Not really. He won the runoff vs Le Pen because those on the left put a clothes peg on their noses (literally in many cases) and voted for him, just as, years earlier, people had done for Chirac against her dad.

People offering a genuine alternative to the current failing system surely are the best-placed to counter those offering a fascist alternative.

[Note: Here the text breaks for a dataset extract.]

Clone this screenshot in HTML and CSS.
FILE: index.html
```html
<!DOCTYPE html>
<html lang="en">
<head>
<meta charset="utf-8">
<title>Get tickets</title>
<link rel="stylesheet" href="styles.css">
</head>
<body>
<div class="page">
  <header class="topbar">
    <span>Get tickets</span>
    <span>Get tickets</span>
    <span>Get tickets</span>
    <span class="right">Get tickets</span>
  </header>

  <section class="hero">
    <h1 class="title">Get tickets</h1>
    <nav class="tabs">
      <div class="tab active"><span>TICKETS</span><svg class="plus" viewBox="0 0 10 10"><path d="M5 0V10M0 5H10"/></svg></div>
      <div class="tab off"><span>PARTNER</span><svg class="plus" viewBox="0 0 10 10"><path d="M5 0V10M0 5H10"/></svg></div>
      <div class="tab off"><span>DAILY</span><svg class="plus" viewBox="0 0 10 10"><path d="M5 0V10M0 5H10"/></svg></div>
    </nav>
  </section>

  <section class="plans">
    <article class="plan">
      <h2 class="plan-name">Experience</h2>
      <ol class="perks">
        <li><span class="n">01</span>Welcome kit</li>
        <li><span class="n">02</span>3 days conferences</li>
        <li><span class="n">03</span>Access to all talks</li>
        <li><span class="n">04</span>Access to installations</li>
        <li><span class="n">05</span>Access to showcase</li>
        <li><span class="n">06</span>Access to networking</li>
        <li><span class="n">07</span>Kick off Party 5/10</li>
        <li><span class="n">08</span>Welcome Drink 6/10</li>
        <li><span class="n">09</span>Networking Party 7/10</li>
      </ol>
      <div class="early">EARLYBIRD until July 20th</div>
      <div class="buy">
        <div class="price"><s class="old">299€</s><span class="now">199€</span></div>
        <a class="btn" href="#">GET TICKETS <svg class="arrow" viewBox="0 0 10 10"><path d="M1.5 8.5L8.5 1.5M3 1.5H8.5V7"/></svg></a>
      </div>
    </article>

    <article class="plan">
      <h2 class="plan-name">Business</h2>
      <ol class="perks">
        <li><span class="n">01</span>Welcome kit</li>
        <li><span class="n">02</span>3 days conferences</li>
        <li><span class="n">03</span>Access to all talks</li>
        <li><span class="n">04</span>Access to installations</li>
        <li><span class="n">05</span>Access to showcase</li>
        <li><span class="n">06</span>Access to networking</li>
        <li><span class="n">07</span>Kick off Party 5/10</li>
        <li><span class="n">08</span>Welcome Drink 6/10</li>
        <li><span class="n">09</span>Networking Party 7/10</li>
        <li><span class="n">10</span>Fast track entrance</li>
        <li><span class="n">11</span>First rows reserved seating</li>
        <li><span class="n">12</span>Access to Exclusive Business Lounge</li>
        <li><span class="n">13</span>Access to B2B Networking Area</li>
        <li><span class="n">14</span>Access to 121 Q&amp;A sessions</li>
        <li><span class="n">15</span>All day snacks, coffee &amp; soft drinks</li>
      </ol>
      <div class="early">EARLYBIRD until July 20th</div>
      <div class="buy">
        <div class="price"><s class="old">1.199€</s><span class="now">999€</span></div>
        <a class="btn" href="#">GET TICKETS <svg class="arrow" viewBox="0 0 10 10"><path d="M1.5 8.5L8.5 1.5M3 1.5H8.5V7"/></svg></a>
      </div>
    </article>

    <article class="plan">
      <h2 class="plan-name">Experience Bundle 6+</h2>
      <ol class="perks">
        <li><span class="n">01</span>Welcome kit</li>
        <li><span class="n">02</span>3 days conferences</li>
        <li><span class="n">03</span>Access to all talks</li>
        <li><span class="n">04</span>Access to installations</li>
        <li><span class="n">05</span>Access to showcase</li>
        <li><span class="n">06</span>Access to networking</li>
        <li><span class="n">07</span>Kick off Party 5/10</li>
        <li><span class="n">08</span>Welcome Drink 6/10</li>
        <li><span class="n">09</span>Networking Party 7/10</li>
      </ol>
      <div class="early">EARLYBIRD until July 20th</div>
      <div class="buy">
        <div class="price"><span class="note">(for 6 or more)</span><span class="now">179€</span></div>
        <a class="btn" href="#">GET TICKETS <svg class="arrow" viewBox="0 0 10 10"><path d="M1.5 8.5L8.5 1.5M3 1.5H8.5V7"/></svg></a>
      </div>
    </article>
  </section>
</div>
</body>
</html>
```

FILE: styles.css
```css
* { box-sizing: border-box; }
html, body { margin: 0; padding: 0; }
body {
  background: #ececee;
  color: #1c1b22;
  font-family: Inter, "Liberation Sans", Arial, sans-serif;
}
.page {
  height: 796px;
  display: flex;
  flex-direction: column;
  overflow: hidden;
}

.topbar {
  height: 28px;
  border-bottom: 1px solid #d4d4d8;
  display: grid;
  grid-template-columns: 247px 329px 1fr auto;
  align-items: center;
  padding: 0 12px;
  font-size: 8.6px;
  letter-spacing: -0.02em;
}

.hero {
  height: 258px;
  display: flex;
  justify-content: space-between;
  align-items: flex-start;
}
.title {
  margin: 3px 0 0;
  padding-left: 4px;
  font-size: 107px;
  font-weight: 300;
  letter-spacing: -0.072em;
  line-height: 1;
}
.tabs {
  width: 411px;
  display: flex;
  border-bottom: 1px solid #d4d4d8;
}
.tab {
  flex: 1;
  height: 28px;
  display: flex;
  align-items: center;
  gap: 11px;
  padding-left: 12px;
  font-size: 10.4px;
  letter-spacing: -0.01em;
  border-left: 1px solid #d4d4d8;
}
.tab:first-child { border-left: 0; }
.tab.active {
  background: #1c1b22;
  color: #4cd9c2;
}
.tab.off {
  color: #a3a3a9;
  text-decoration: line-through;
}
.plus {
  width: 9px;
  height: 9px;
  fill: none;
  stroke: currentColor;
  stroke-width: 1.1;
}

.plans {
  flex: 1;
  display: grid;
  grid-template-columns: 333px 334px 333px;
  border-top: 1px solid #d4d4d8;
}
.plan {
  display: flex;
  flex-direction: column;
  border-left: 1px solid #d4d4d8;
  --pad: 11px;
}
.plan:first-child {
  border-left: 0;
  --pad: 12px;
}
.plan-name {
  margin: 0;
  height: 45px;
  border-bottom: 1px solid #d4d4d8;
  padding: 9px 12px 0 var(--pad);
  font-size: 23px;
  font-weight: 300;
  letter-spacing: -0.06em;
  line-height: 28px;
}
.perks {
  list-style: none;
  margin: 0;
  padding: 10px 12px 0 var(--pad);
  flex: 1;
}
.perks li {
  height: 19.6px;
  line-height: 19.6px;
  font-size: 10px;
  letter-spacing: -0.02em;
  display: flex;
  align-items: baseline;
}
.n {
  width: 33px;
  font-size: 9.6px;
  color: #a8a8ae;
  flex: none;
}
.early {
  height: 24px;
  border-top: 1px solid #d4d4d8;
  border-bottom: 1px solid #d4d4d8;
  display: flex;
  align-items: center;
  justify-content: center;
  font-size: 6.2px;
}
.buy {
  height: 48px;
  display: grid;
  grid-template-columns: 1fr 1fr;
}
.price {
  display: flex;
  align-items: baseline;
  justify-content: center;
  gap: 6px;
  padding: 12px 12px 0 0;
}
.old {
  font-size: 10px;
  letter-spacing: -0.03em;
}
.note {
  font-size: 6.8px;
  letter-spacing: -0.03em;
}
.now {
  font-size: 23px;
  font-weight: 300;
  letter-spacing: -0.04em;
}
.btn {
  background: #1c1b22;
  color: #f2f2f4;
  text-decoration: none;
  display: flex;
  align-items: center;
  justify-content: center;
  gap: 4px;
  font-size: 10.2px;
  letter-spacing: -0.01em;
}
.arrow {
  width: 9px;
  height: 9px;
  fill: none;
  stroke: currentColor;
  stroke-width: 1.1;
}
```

Hence various polling had Sanders doing better in a head-to-head against Trump than H Clinton in 2016.
 
yeah was gonna post this. this govt is still going to continue the hostile environment. they came to remove some asylum seekers from one of the hotels in east london and take them to napier barracks yesterday.

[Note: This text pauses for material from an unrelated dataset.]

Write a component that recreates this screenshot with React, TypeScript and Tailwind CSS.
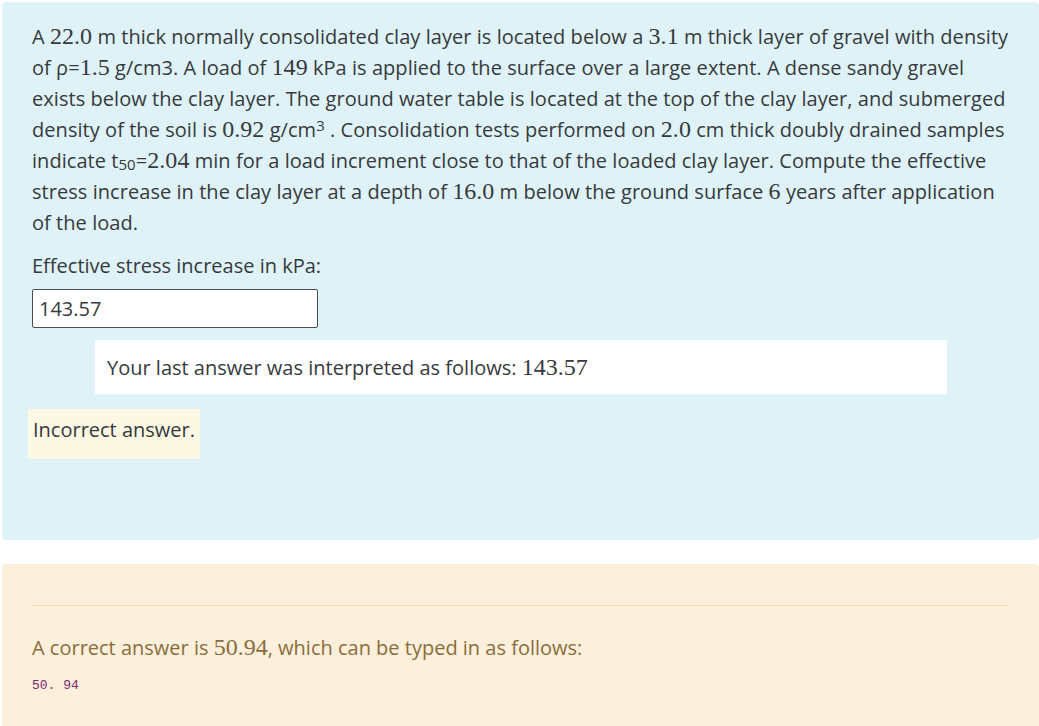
const sans = { fontFamily: '"Open Sans", "Noto Sans", sans-serif' };

function M({ children }: { children: React.ReactNode }) {
  // MathJax-ish number
  return <span className="font-['Liberation_Serif',serif] text-[24px] leading-none">{children}</span>;
}

export default function App() {
  return (
    <div className="min-h-[726px] bg-white text-[#373a3c] text-[20px] leading-[31px]" style={sans}>
      {/* Question */}
      <div className="ml-[2px] mt-[2px] w-[1037px] h-[538px] rounded-[4px] bg-[#def2f8] pl-[30px] pr-[4px] pt-[19px]">
        <p className="tracking-[0.05px] whitespace-nowrap">
          A <M>22.0</M> m thick normally consolidated clay layer is located below a <M>3.1</M> m thick layer of gravel with density
          <br />
          of ρ=<M>1.5</M> g/cm3. A load of <M>149</M> kPa is applied to the surface over a large extent. A dense sandy gravel
          <br />
          exists below the clay layer. The ground water table is located at the top of the clay layer, and submerged
          <br />
          density of the soil is <M>0.92</M> g/cm<sup className="text-[15px] leading-none relative -top-[6px]">3</sup> . Consolidation tests performed on <M>2.0</M> cm thick doubly drained samples
          <br />
          indicate t<sub className="text-[15px] leading-none relative top-[2px]">50</sub>=<M>2.04</M> min for a load increment close to that of the loaded clay layer. Compute the effective
          <br />
          stress increase in the clay layer at a depth of <M>16.0</M> m below the ground surface <M>6</M> years after application
          <br />
          of the load.
        </p>

        <p className="mt-[12px]">Effective stress increase in kPa:</p>

        <div className="mt-[8px] w-[286px] h-[39px] rounded-[2px] border border-[#4a4e52] bg-white px-[6px] flex items-center">
          143.57
        </div>

        <div className="mt-[12px] ml-[63px] w-[852px] h-[54px] bg-white px-[12px] flex items-center">
          Your last answer was interpreted as follows:&nbsp;<M>143.57</M>
        </div>

        <div className="mt-[15px] -ml-[4px] w-[172px] h-[50px] bg-[#fcf8e3] pl-[5px] pt-[5px]">
          Incorrect answer.
        </div>
      </div>

      {/* Right answer */}
      <div className="ml-[2px] mt-[24px] w-[1037px] h-[170px] rounded-t-[4px] bg-[#fcefdc] px-[30px] pt-[41px] text-[#8a6d3b]">
        <div className="h-px w-[976px] bg-[#f5d9b3]" />
        <p className="mt-[26px]">
          A correct answer is <M>50.94</M>, which can be typed in as follows:
        </p>
        <p className="mt-[7px] text-[13px] text-[#7b2a6e] font-['Liberation_Mono','DejaVu_Sans_Mono',monospace]">50. 94</p>
      </div>
    </div>
  );
}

I remember hearing about Yvette cooper visiting the refugee camps in calais in about 2015 and talking about how important safe routes for asylum seekers were. doubt she's in favour of anything of the sort these days.
from the report on the guardian it sounds like Cooper is trying to act tough on the 'smuggling gangs' and 'small boats'. nothing in her comments talks about the impact on the people being brought over either willingly or not. it does talk a lot about 'the security of our borders'. fucking hell.
 
this is interesting. do you know if there is a similar one for vote share too?
There's this from the final week's polls. Not perfect as the Labour vote dropped in the final couple of days (tactical voting, last minute switchers to Greens/Independents once it was clear the election was in the bag etc.), but gives you a good flavour of how people ended up switching between 2019 and 2024


Screenshot 2024-07-07 at 20.48.04.png
 
yeah was gonna post this. this govt is still going to continue the hostile environment. they came to remove some asylum seekers from one of the hotels in east london and take them to napier barracks yesterday.

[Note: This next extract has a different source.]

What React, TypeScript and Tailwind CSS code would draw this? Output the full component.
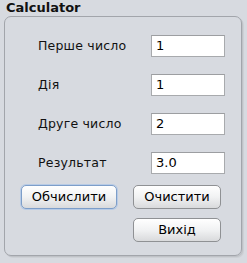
const rows = [
  { label: 'Перше число', value: '1' },
  { label: 'Дія', value: '1' },
  { label: 'Друге число', value: '2' },
  { label: 'Результат', value: '3.0' },
];

function Btn({ label, focused, w }: { label: string; focused?: boolean; w: string }) {
  return (
    <button
      className={`${w} h-[24px] rounded-[5px] border bg-gradient-to-b from-[#ffffff] via-[#f1f2f3] to-[#d9dadc] text-[13px] text-black ${
        focused ? 'border-[#7d9ec9] shadow-[0_0_0_1px_#b7cbe6]' : 'border-[#8f9194]'
      }`}
    >
      {label}
    </button>
  );
}

export default function App() {
  return (
    <div className="w-[247px] h-[263px] bg-[#d7dae0] overflow-hidden font-['DejaVu_Sans',sans-serif]">
      <div className="pl-[6px] h-[16px] text-[13px] leading-[15px] font-bold text-[#111]">Calculator</div>

      {/* Panel */}
      <div className="ml-[4px] w-[238px] h-[240px] rounded-[7px] border border-[#a2a5ab] shadow-[1px_1px_0_#bfc2c7,2px_2px_0_#cdd0d5]">
        <div className="flex flex-col gap-[17px] pt-[18px]">
          {rows.map((r) => (
            <div key={r.label} className="flex items-center h-[22px]">
              <span className="w-[146px] pl-[33px] text-[12.5px] tracking-[0.2px] text-[#111]">{r.label}</span>
              <div className="w-[74px] h-[22px] bg-white border border-[#a8aaad] border-t-[#9c9ea1] flex items-center pl-[4px] text-[13px] text-black">
                {r.value}
              </div>
            </div>
          ))}
        </div>

        <div className="grid grid-cols-[96px_88px] gap-x-[16px] gap-y-[9px] pl-[16px] mt-[11px]">
          <Btn label="Обчислити" focused w="w-[96px]" />
          <Btn label="Очистити" w="w-[88px]" />
          <div />
          <Btn label="Вихід" w="w-[88px]" />
        </div>
      </div>
    </div>
  );
}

I remember hearing about Yvette cooper visiting the refugee camps in calais in about 2015 and talking about how important safe routes for asylum seekers were. doubt she's in favour of anything of the sort these days.
Would the new Home Office ministers be directing operations at that level after one or two days in the post? Wouldn't surprise me either way.

They want to 'tackle' the 'people smuggling gangs' apparently though i.e in relation to 'small boats' and those crossing on them. Treating the whole thing as a matter of criminality and security. You'd think a few months of press statements and actions would give you a fuller idea on where they are with regards to their position on asylum and a hostile environment.

 
Includes a reference to Blair still going on about ID cards all these years later. Only these days they are 'digital ID cards' and Blairs shit gets rejected more swiftly.

Yeah that's from a Times piece he wrote, which also goes heavy on promoting AI for growth. Oh and law and order. Such a piece of shit.
 
Some NoID stats


More than 400,000 people may have been prevented from voting in the general election because they lacked the necessary ID, with those from minority ethnic communities more than twice as likely to have experienced this, polling has suggested.

Of those surveyed by More In Common, 3.2% said they were turned away at least once last Thursday, which if reflected across the UK would equate to more than 850,000 people. Of these, more than half said they either did not return or came back and were still unable to vote.

Among people turned away at least once, about a third had ID that was not on the relatively narrow list of permitted documents; about a quarter said the name on their ID was different to that on the electoral register; and 12% said they were told the picture on the ID did not match their appearance.